Tracheitis in pigs
Josepha DeLay, Murray Hazlett
In recent months, we have diagnosed tracheitis more frequently in swine cases submitted to the AHL (Figs. 1-3). Influenza A virus and possibly other undetermined viruses may contribute to tracheitis, although bacterial tracheitis predominates in most cases. This may reflect secondary bacterial infection and the subacute-to-chronic stage of the disease process. Trachea is infrequently included among samples received for microbiologic testing and histopathology. Please remember to include both fresh / frozen and formalin-fixed trachea among samples submitted for respiratory disease cases. AHL
Figure 1. Mild tracheitis. Tracheal mucosal epithelium is intact and mildly hyperplastic (bracket). Neutrophils are migrating through epithelium; lymphocytes and neutrophils in underlying lamina propria-submucosa.
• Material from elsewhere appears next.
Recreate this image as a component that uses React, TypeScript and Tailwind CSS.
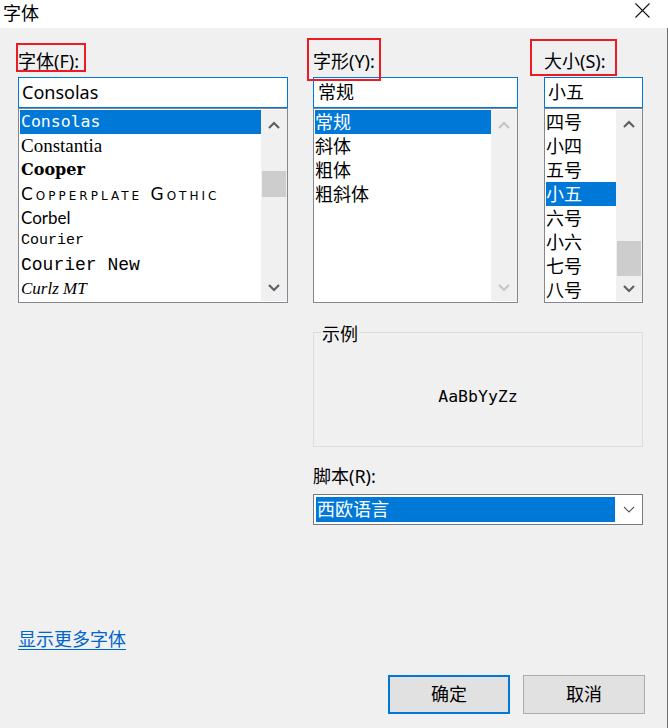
import React from 'react';

function Chevron({ up, color }: { up?: boolean; color: string }) {
  return (
    <svg width="12" height="8" viewBox="0 0 12 8">
      <polyline
        points={up ? '1,7 6,2 11,7' : '1,1 6,6 11,1'}
        fill="none"
        stroke={color}
        strokeWidth="2.2"
      />
    </svg>
  );
}

function ScrollBar({ disabled, thumb }: { disabled?: boolean; thumb?: string }) {
  const c = disabled ? '#c6c6c6' : '#606060';
  return (
    <div className="w-[26px] bg-[#f0f0f0] flex flex-col shrink-0">
      <div className="h-[26px] flex items-center justify-center pt-[3px]">
        <Chevron up color={c} />
      </div>
      <div className="flex-1 px-[1px]">{thumb ? <div className={thumb} /> : null}</div>
      <div className="h-[26px] flex items-center justify-center">
        <Chevron color={c} />
      </div>
    </div>
  );
}

const fontItems: { label: string; cls: string }[] = [
  { label: 'Consolas', cls: "font-['DejaVu_Sans_Mono',monospace] text-[16.5px]" },
  { label: 'Constantia', cls: "font-['Liberation_Serif',serif] text-[19px]" },
  { label: 'Cooper', cls: "font-['DejaVu_Serif',serif] font-bold text-[16px]" },
  { label: 'Copperplate Gothic', cls: "font-['DejaVu_Sans',sans-serif] text-[17px] [font-variant:small-caps] tracking-[3px]" },
  { label: 'Corbel', cls: "font-['Lato',sans-serif] text-[17px]" },
  { label: 'Courier', cls: "font-['Liberation_Mono',monospace] text-[15px]" },
  { label: 'Courier New', cls: "font-['Liberation_Mono',monospace] text-[18px]" },
  { label: 'Curlz MT', cls: "font-['Liberation_Serif',serif] italic text-[17px]" },
];

const styleItems = ['常规', '斜体', '粗体', '粗斜体'];
const sizeItems = ['四号', '小四', '五号', '小五', '六号', '小六', '七号', '八号'];

export default function App() {
  return (
    <div className="relative w-[668px] h-[728px] bg-[#f0f0f0] text-black font-['Noto_Sans','Noto_Sans_CJK_SC',sans-serif] overflow-hidden">
      {/* Title bar */}
      <div className="h-[28px] bg-white flex justify-between">
        <div className="pl-[3px] pt-[1px] text-[18px] leading-[24px]">字体</div>
        <div className="pr-[18px] pt-[3px]">
          <svg width="15" height="15" viewBox="0 0 15 15">
            <line x1="0.5" y1="0.5" x2="14.5" y2="14.5" stroke="#111" strokeWidth="1.1" />
            <line x1="14.5" y1="0.5" x2="0.5" y2="14.5" stroke="#111" strokeWidth="1.1" />
          </svg>
        </div>
      </div>

      {/* Body */}
      <div className="h-[700px] border-r border-[#6e6e6e] pl-[18px] pt-[21px] flex flex-col">
        <div className="flex">
          {/* Font column */}
          <div className="w-[270px] flex flex-col">
            <div className="h-[24px] text-[18px] leading-[24px]">字体(F):</div>
            <div className="mt-[4px] h-[31px] border border-[#0078d7] bg-white pl-[3px] text-[18px] leading-[29px]">
              Consolas
            </div>
            <div className="h-[195px] border border-[#828790] bg-white flex p-[1px] pr-0">
              <div className="flex-1 flex flex-col">
                {fontItems.map((it, i) => (
                  <div
                    key={it.label}
                    className={`h-[24px] leading-[24px] pl-[1px] whitespace-nowrap overflow-hidden ${it.cls} ${
                      i === 0 ? 'bg-[#0078d7] text-white' : 'text-black'
                    }`}
                  >
                    {it.label}
                  </div>
                ))}
              </div>
              <ScrollBar thumb="mt-[35px] h-[26px] bg-[#cdcdcd]" />
            </div>
          </div>

          {/* Style column */}
          <div className="ml-[25px] w-[205px] flex flex-col">
            <div className="h-[24px] text-[18px] leading-[24px]">字形(Y):</div>
            <div className="mt-[4px] h-[31px] border border-[#0078d7] bg-white pl-[4px] text-[18px] leading-[29px]">
              常规
            </div>
            <div className="h-[195px] border border-[#828790] bg-white flex p-[1px] pr-0">
              <div className="flex-1 flex flex-col">
                {styleItems.map((s, i) => (
                  <div
                    key={s}
                    className={`h-[24px] leading-[24px] text-[18px] ${
                      i === 0 ? 'bg-[#0078d7] text-white' : 'text-black'
                    }`}
                  >
                    {s}
                  </div>
                ))}
              </div>
              <ScrollBar disabled />
            </div>
          </div>

          {/* Size column */}
          <div className="ml-[26px] w-[99px] flex flex-col">
            <div className="h-[24px] text-[18px] leading-[24px]">大小(S):</div>
            <div className="mt-[4px] h-[31px] border border-[#0078d7] bg-white pl-[3px] text-[18px] leading-[29px]">
              小五
            </div>
            <div className="h-[195px] border border-[#828790] bg-white flex p-[1px] pr-0">
              <div className="flex-1 flex flex-col">
                {sizeItems.map((s, i) => (
                  <div
                    key={s}
                    className={`h-[24px] leading-[24px] text-[18px] ${
                      i === 3 ? 'bg-[#0078d7] text-white' : 'text-black'
                    }`}
                  >
                    {s}
                  </div>
                ))}
              </div>
              <ScrollBar thumb="mt-[106px] h-[35px] bg-[#cdcdcd]" />
            </div>
          </div>
        </div>

        {/* Sample + script */}
        <div className="ml-[295px] w-[330px] mt-[29px] flex flex-col">
          <div className="relative h-[115px] border border-[#dcdcdc]">
            <div className="absolute left-[7px] top-[-11px] px-[1px] bg-[#f0f0f0] text-[18px] leading-[24px]">
              示例
            </div>
            <div className="h-full flex items-center justify-center pt-[15px] font-['DejaVu_Sans_Mono',monospace] text-[16.5px]">
              AaBbYyZz
            </div>
          </div>
          <div className="mt-[17px] h-[24px] text-[18px] leading-[24px]">脚本(R):</div>
          <div className="mt-[6px] h-[31px] border border-[#7a7a7a] bg-white flex p-[2px] pr-0">
            <div className="w-[299px] h-[25px] bg-[#0078d7] text-white text-[18px] leading-[25px] pl-[1px]">
              西欧语言
            </div>
            <div className="flex-1 flex items-center justify-center">
              <svg width="12" height="7" viewBox="0 0 12 7">
                <polyline points="1,1 6,6 11,1" fill="none" stroke="#555" strokeWidth="1.1" />
              </svg>
            </div>
          </div>
        </div>

        {/* Link */}
        <div className="mt-[102px] h-[24px] text-[18px] leading-[24px] text-[#0066cc] underline underline-offset-[3px]">
          显示更多字体
        </div>

        {/* Buttons */}
        <div className="mt-[24px] flex justify-end pr-[22px] gap-[13px]">
          <div className="w-[122px] h-[39px] border-2 border-[#0078d7] bg-[#e1e1e1] flex items-center justify-center text-[18px]">
            确定
          </div>
          <div className="w-[122px] h-[39px] border border-[#adadad] bg-[#e1e1e1] flex items-center justify-center text-[18px]">
            取消
          </div>
        </div>
      </div>

      {/* Red annotation boxes */}
      <div className="absolute left-[16px] top-[43px] w-[70px] h-[29px] border-2 border-[#ed1c24]" />
      <div className="absolute left-[307px] top-[38px] w-[74px] h-[43px] border-2 border-[#ed1c24]" />
      <div className="absolute left-[530px] top-[39px] w-[87px] h-[37px] border-2 border-[#ed1c24]" />
    </div>
  );
}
Figure 2. Erosive tracheitis. The mucosal epithelial layer is very thin and epithelial cells are attenuated (arrow). Lymphocytes expand lamina propria-submucosa.
Figure 3. Severe ulcerative tracheitis. Mucosal epithelium replaced by fibrin, degenerate neutrophils, and bacteria (arrow). Edema, fibrin, and hemorrhage in lamina propria-submucosa.